CONCLUSIONS: Evidence for Asian brachiosaurs has proven illusory. A single tooth from South Korea assigned to Brachiosauridae was reported as a putative record from Asia (Lim et al., 2001). However, this tooth lacks the characteristic chisellike wear facets of Giraffatitan, and is more reasonably considered an indeterminate taxon of Titanosauriformes (Barrett et al., 2002). Brachiosaurid teeth have also been reported from Lebanon, but because present-day Lebanon was part of the Afro-Arabian plate and faunal province during the Early Cretaceous, this is more accurately interpreted as a Gondwanan occurrence (Buffetaut et al., 2006). Expulsion of Qiaowanlong, the most substantial specimen forwarded as a member of Brachiosauridae, leaves no reliable evidence for this sauropod clade in Asia.

This raises the question of whether Brachiosauridae dispersed into Asia or were limited to North America, Europe, and Africa. During the Aptian-Albian, large-scale faunal interchange between Europe and Asia is believed to have occurred, possibly in conjunction with a major regression of the Turgai Sea (Upchurch et al., 2002). One key question is whether brachiosaurids ever had an opportunity to utilize this emergent dispersal route. Precise timing of the extinction of Brachiosauridae remains uncertain as stratigraphic precision is wanting for most species.

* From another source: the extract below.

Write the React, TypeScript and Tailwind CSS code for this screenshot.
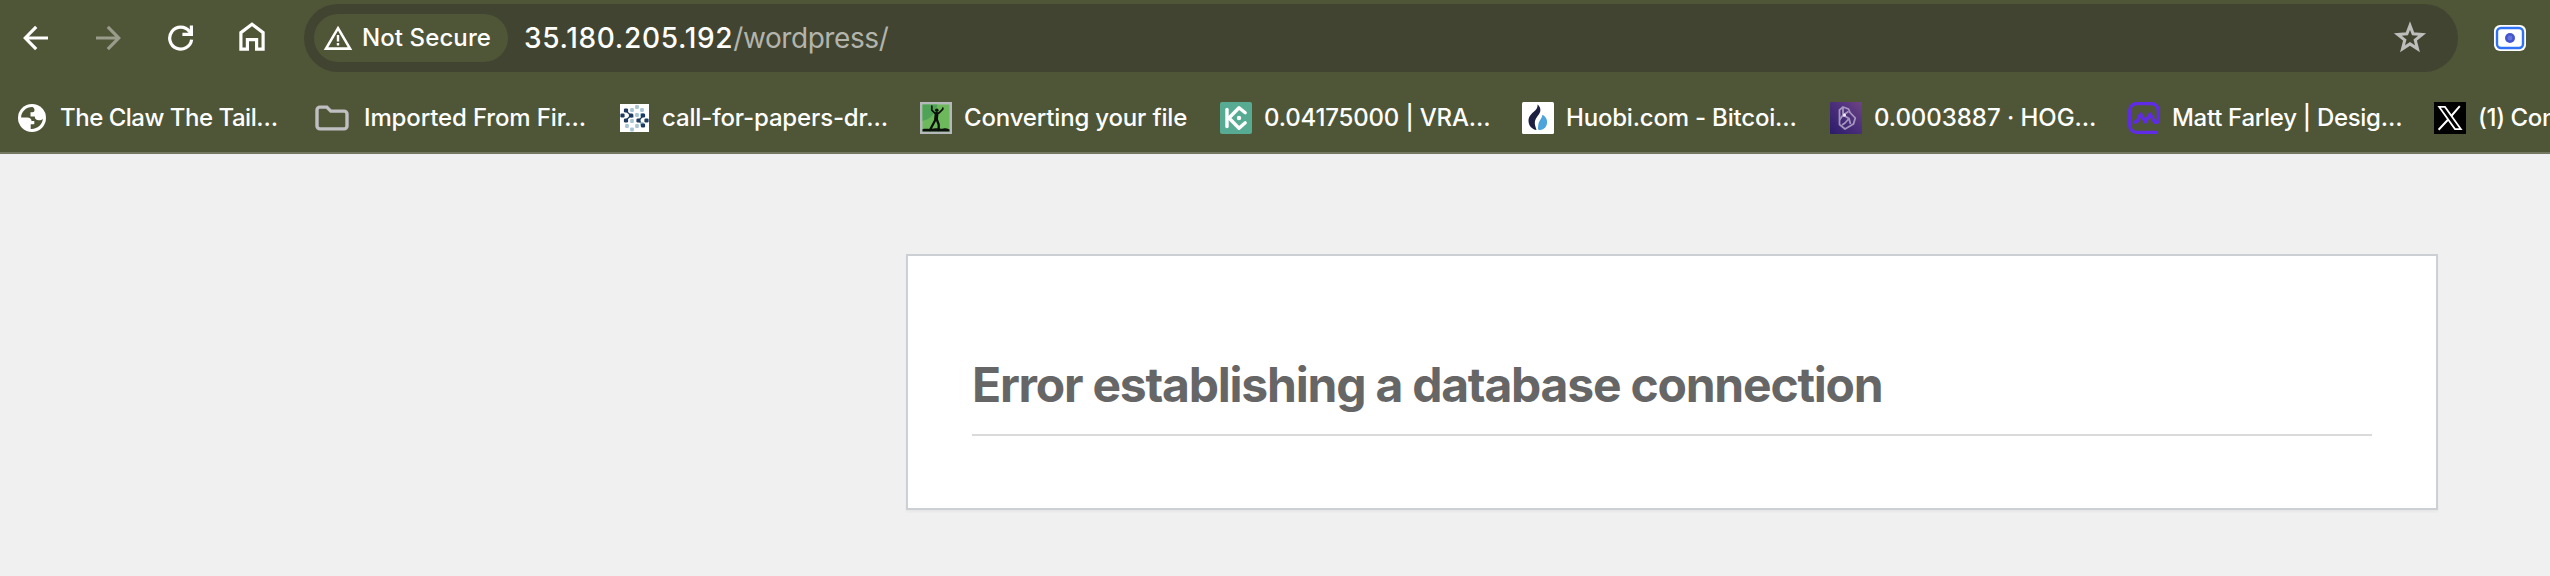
import type { ReactNode } from "react";

function BackIcon() {
  return (
    <svg width="26" height="26" viewBox="0 0 26 26" fill="none" stroke="currentColor" strokeWidth="3.2">
      <path d="M25 13H3M13.2 1.9 2.3 13l10.9 11.1" />
    </svg>
  );
}

function ReloadIcon() {
  return (
    <svg width="28" height="28" viewBox="0 0 28 28" fill="none">
      <path d="M24.6 15.6A11 11 0 1 1 22.4 7.4L24 9.4" stroke="white" strokeWidth="3.2" />
      <path d="M26 1.6V12H15.4V8.8h7.4V1.6z" fill="white" />
    </svg>
  );
}

function HomeIcon() {
  return (
    <svg width="26" height="30" viewBox="0 0 26 30" fill="none" stroke="white" strokeWidth="3.2">
      <path d="M1.9 27.1V10.6L13 2.2l11.1 8.4v16.5h-6.5v-9.4H8.4v9.4z" />
    </svg>
  );
}

function WarningIcon() {
  return (
    <svg width="30" height="26" viewBox="0 0 30 26" fill="none">
      <path d="M15 3.2 27 23.6H3z" stroke="white" strokeWidth="2.6" />
      <path d="M13.8 10h2.4v6.4h-2.4zM13.8 18h2.4v2.4h-2.4z" fill="white" />
    </svg>
  );
}

function StarIcon() {
  return (
    <svg width="34" height="32" viewBox="0 0 34 32" fill="none">
      <path
        d="M17 4.6l3.1 8.2 9.1.6-7 5.6 2.3 8.8-7.5-4.9-7.5 4.9 2.3-8.8-7-5.6 9.1-.6z"
        stroke="#bdbdbb"
        strokeWidth="3"
      />
    </svg>
  );
}

function CameraIcon() {
  return (
    <svg width="32" height="26" viewBox="0 0 32 26">
      <rect width="32" height="26" rx="6" fill="white" />
      <rect x="3" y="3" width="26" height="20" rx="4" fill="white" stroke="#2f72f5" strokeWidth="2.4" />
      <circle cx="16" cy="13" r="5" fill="#4355cf" />
      <circle cx="16" cy="13" r="2.4" fill="#6474d8" />
    </svg>
  );
}

function GlobeIcon() {
  return (
    <svg width="28" height="28" viewBox="0 0 28 28">
      <circle cx="14" cy="14" r="14" fill="white" />
      <path
        d="M14.4 3.1C8 3 3.2 8 3.1 13.6h6.2c2.6 0 4.2 1.4 4.2 3.4h2.8v3.2h-3.6v4.7c6.3.5 11.7-4.3 12.2-10.1-1 1.2-2.3 1.5-4 1.5-2.7 0-4.1-1.3-4.1-3.8h-4.3V8.300h1.800c1.5 0 2.2-.7 2.2-2.2 0-1.3-.8-2.2-2.1-3z"
        fill="#4f5537"
      />
    </svg>
  );
}

function FolderIcon() {
  return (
    <svg width="34" height="26" viewBox="0 0 34 26" fill="none">
      <path
        d="M5 2.1h6.8l4 4H29a3 3 0 0 1 3 3V20.9a3 3 0 0 1-3 3H5a3 3 0 0 1-3-3V5.1a3 3 0 0 1 3-3z"
        stroke="#c0c0c2"
        strokeWidth="3.4"
      />
    </svg>
  );
}

const lightDots = [
  [17, 3], [12, 6], [22, 6], [17, 11], [12, 17], [17, 22], [7, 22], [12, 25.5], [22, 11], [12, 12], [22, 20],
];
const darkDots = [
  [6, 6.5], [2.5, 11.5], [6, 16.5], [11, 11.5], [23, 11.5], [18.5, 16.5], [26.5, 16.5], [23, 21.5],
];

function DotsIcon() {
  return (
    <svg width="29" height="28" viewBox="0 0 29 28">
      <rect width="29" height="28" fill="white" />
      <path d="M6 7l5 4.5-5 4.5M23 12l-4.500 4.500 4.500 4.500" fill="none" stroke="#1f3a5f" strokeWidth="1.2" />
      {lightDots.map(([x, y]) => (
        <rect key={`${x}-${y}`} x={x - 1.9} y={y - 1.9} width="3.8" height="3.8" rx="1.2" fill="#a9c5d2" />
      ))}
      {darkDots.map(([x, y]) => (
        <rect key={`${x}-${y}`} x={x - 2.1} y={y - 2.1} width="4.2" height="4.2" rx="1.3" fill="#1f3a5f" />
      ))}
    </svg>
  );
}

function FigureIcon() {
  return (
    <svg width="32" height="32" viewBox="0 0 32 32">
      <rect width="32" height="32" fill="#b5b8bb" />
      <rect x="2.5" y="2.5" width="27" height="27" fill="#6db85a" />
      <path d="M2.5 2.5h15C16 12 10 17 2.5 19z" fill="#4fa356" />
      <path d="M2.5 29.5v-2.3c4-1 7 .6 11-.6 5-1.2 7 .5 10 0 3-.8 5 .4 6 1v1.9z" fill="#0b100b" />
      <g fill="none" stroke="#0b100b" strokeLinecap="round" strokeLinejoin="round">
        <path d="M11.8 4v4.2l3 3h4l4-4V6" strokeWidth="1.7" />
        <path d="M16.600 11.8 16 17" strokeWidth="3.8" />
        <path d="M15.300 18 10 28M17 18l1.700 4.500V28" strokeWidth="2.3" />
      </g>
      <circle cx="16.8" cy="8.2" r="1.8" fill="#0b100b" />
    </svg>
  );
}

function KuCoinIcon() {
  return (
    <svg width="32" height="32" viewBox="0 0 32 32">
      <rect width="32" height="32" rx="2" fill="#57ab93" />
      <g fill="none" stroke="white" strokeWidth="3.4" strokeLinecap="round" strokeLinejoin="round">
        <path d="M7 7.5v17" />
        <path d="M25.2 10.8 19 5.8 9 16l10 10.2 6.2-5.4" />
      </g>
      <circle cx="19" cy="16" r="2.2" fill="white" />
    </svg>
  );
}

function HuobiIcon() {
  return (
    <svg width="32" height="32" viewBox="0 0 32 32">
      <rect width="32" height="32" rx="1.5" fill="white" />
      <path
        d="M15.6 2.5c3.2 2.5 3.6 6.6 1.5 9.500-2.600 3.500-4.600 6-4.300 9.600.2 2.600 1.200 4.600 1.700 6.400-4.500-.8-8-4.300-8-9.300 0-4 2.500-6.400 5-8.700 3-2.600 4.300-4.500 4.100-7.500z"
        fill="#1c1f42"
      />
      <path
        d="M20.4 12.8c2.6 1.3 4.9 4 4.7 7.7-.2 4-2.9 7.2-7 7.6-1.8.1-2.3-.8-2.1-2.6.4-2.2.2-4.2 1.4-6.2 1.2-2.1 2.7-3.6 3-6.5z"
        fill="#4da3dc"
      />
    </svg>
  );
}

function HogeIcon() {
  return (
    <svg width="32" height="32" viewBox="0 0 32 32">
      <defs>
        <linearGradient id="violet" x1="0" y1="1" x2="1" y2="0">
          <stop offset="0" stopColor="#2b1b6b" />
          <stop offset="0.6" stopColor="#50327c" />
          <stop offset="1" stopColor="#6e4484" />
        </linearGradient>
      </defs>
      <rect width="32" height="32" rx="1" fill="url(#violet)" />
      <g fill="none" stroke="#b6a8cc" strokeWidth="1.8" strokeLinejoin="round" opacity="0.85">
        <path d="M13 5 9.500 8v14.500L15 27l8.500-5 1.800-6-5.300-5.500-1.500-3.500z" />
        <path d="M13 5v8l-3.500 5M18.500 9.500 13 13M13 13l6 3.500-4 4.500-3 2M19 16.500l1.500 5.500" />
      </g>
      <circle cx="14.5" cy="13" r="1.5" fill="#f2eef8" />
    </svg>
  );
}

function FarleyIcon() {
  return (
    <svg width="32" height="32" viewBox="0 0 32 32" fill="none" stroke="#5f2be6" strokeWidth="3.3">
      <path
        d="M29.3 30.3H8.500a6.800 6.800 0 0 1-6.800-6.800v-15a6.800 6.800 0 0 1 6.800-6.800h15a6.800 6.800 0 0 1 6.800 6.800v9.700a2.200 2.200 0 0 1-4.100 1.100L22 12l-4.600 8-4.800-8-3 6.500c-.6 1.300-1.500 1.700-3.600 1.700"
        strokeLinejoin="round"
      />
    </svg>
  );
}

function XIcon() {
  return (
    <svg width="32" height="32" viewBox="0 0 32 32">
      <rect width="32" height="32" fill="black" />
      <path d="M5.2 4.9h5.8l15.8 22.2H21z" fill="none" stroke="white" strokeWidth="1.8" />
      <path d="M25.8 4.200 17.300 14M14.400 17.300 4.600 27.800" stroke="white" strokeWidth="2" />
    </svg>
  );
}

type Bookmark = { label: string; icon: ReactNode; box: string; gap: string; text: string };

const bookmarks: Bookmark[] = [
  { label: "The Claw The Tail…", icon: <GlobeIcon />, box: "w-[297px]", gap: "gap-[14px]", text: "tracking-[-0.48px]" },
  { label: "Imported From Fir…", icon: <FolderIcon />, box: "w-[305px]", gap: "gap-[15px]", text: "tracking-[-0.14px]" },
  { label: "call-for-papers-dr…", icon: <DotsIcon />, box: "w-[300px]", gap: "gap-[13px]", text: "tracking-[-0.15px]" },
  { label: "Converting your file", icon: <FigureIcon />, box: "w-[300px]", gap: "gap-3", text: "tracking-[-0.17px]" },
  { label: "0.04175000 | VRA…", icon: <KuCoinIcon />, box: "w-[302px]", gap: "gap-3", text: "tracking-[-0.17px]" },
  { label: "Huobi.com - Bitcoi…", icon: <HuobiIcon />, box: "w-[308px]", gap: "gap-3", text: "tracking-[-0.2px]" },
  { label: "0.0003887 · HOG…", icon: <HogeIcon />, box: "w-[298px]", gap: "gap-3", text: "tracking-[-0.04px]" },
  { label: "Matt Farley | Desig…", icon: <FarleyIcon />, box: "w-[306px]", gap: "gap-3", text: "tracking-[-0.3px]" },
  { label: "(1) Connect", icon: <XIcon />, box: "w-[306px]", gap: "gap-3", text: "tracking-[-0.4px]" },
];

function Toolbar() {
  return (
    <div className="flex h-[72px] shrink-0 items-center pt-1">
      <div className="flex w-[304px] shrink-0 items-center pl-[23px] text-white">
        <BackIcon />
        <div className="ml-[46px] rotate-180 text-[#999c8a]">
          <BackIcon />
        </div>
        <div className="ml-[46px]">
          <ReloadIcon />
        </div>
        <div className="ml-11 pb-0.5">
          <HomeIcon />
        </div>
      </div>
      <div className="flex h-[68px] w-[2154px] shrink-0 items-center rounded-full bg-[#414430] pr-[31px] pl-2.5">
        <div className="flex h-12 w-[194px] shrink-0 items-center gap-[9px] rounded-full bg-[#4f5537] pl-[9px]">
          <WarningIcon />
          <span className="text-2xl font-medium tracking-[0.1px] whitespace-nowrap">Not Secure</span>
        </div>
        <div className="ml-4 flex grow items-center text-[28px] leading-9 font-medium whitespace-nowrap">
          <span className="tracking-[0.68px]">35.180.205.192</span>
          <span className="font-normal tracking-[-0.42px] text-[#b3b4ad]">/wordpress/</span>
        </div>
        <div className="pb-0.5">
          <StarIcon />
        </div>
      </div>
      <div className="ml-9 shrink-0">
        <CameraIcon />
      </div>
    </div>
  );
}

function BookmarksBar() {
  return (
    <div className="mt-3 flex h-[68px] items-center pl-[18px]">
      {bookmarks.map((b) => (
        <div key={b.label} className={`flex shrink-0 items-center ${b.box} ${b.gap}`}>
          <div className="shrink-0">{b.icon}</div>
          <span className={`text-2xl font-medium whitespace-nowrap ${b.text}`}>{b.label}</span>
        </div>
      ))}
    </div>
  );
}

export default function App() {
  return (
    <div className="flex h-[576px] w-full flex-col overflow-hidden bg-[#f0f0f0] font-['Inter',sans-serif]">
      <header className="h-[154px] shrink-0 overflow-hidden border-b-2 border-[#747960] bg-[#4f5537] text-white">
        <Toolbar />
        <BookmarksBar />
      </header>
      <main className="mt-[100px] ml-[906px] h-64 w-[1532px] border-2 border-[#ccd0d4] bg-white px-16 pt-[100px] shadow-[0_2px_2px_rgba(0,0,0,0.04)]">
        <h1 className="border-b-2 border-[#dadada] pb-[21px] text-5xl leading-[57px] font-bold tracking-[-1.22px] whitespace-nowrap text-[#666]">
          Error establishing a database connection
        </h1>
      </main>
    </div>
  );
}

Given the currently understood geographic and temporal distribution of Brachiosauridae (summarized by Upchurch et al., 2004), it is possible the clade had vanished at least from Europe, if not globally, by the time a dispersal route into East Asia had opened. As more Asian sauropod remains are discovered and described with no convincing evidence of Brachiosauridae emerging, the case that this pattern is real rather than a sampling artifact becomes increasingly compelling.

Ultimate resolution of this question hangs on further evaluation of a large number of recently discovered titanosauriforms. Titanosauriformes has in many ways become a “holding pen” for new sauropod taxa in the absence of phylogenetic analyses. Asian localities of Aptian-Albian age have yielded a diversity of Titanosauriformes (Wilson and Upchurch, 2009: table 7). Many of these taxa, however, await full description and incorporation into phylogenetic analyses in some cases years after preliminary descriptions (e.g., Dongbeititan). While these taxa may fall on either the Brachiosauridae or Somphospondyli side of Titanosauriformes, it is worth noting that none have been formally proposed as members of Brachiosauridae and all those incorporated into analyses have been recovered as members of Somphospondyli (Upchurch et al., 2004; You et al., 2006; Wilson and Upchurch, 2009; this study).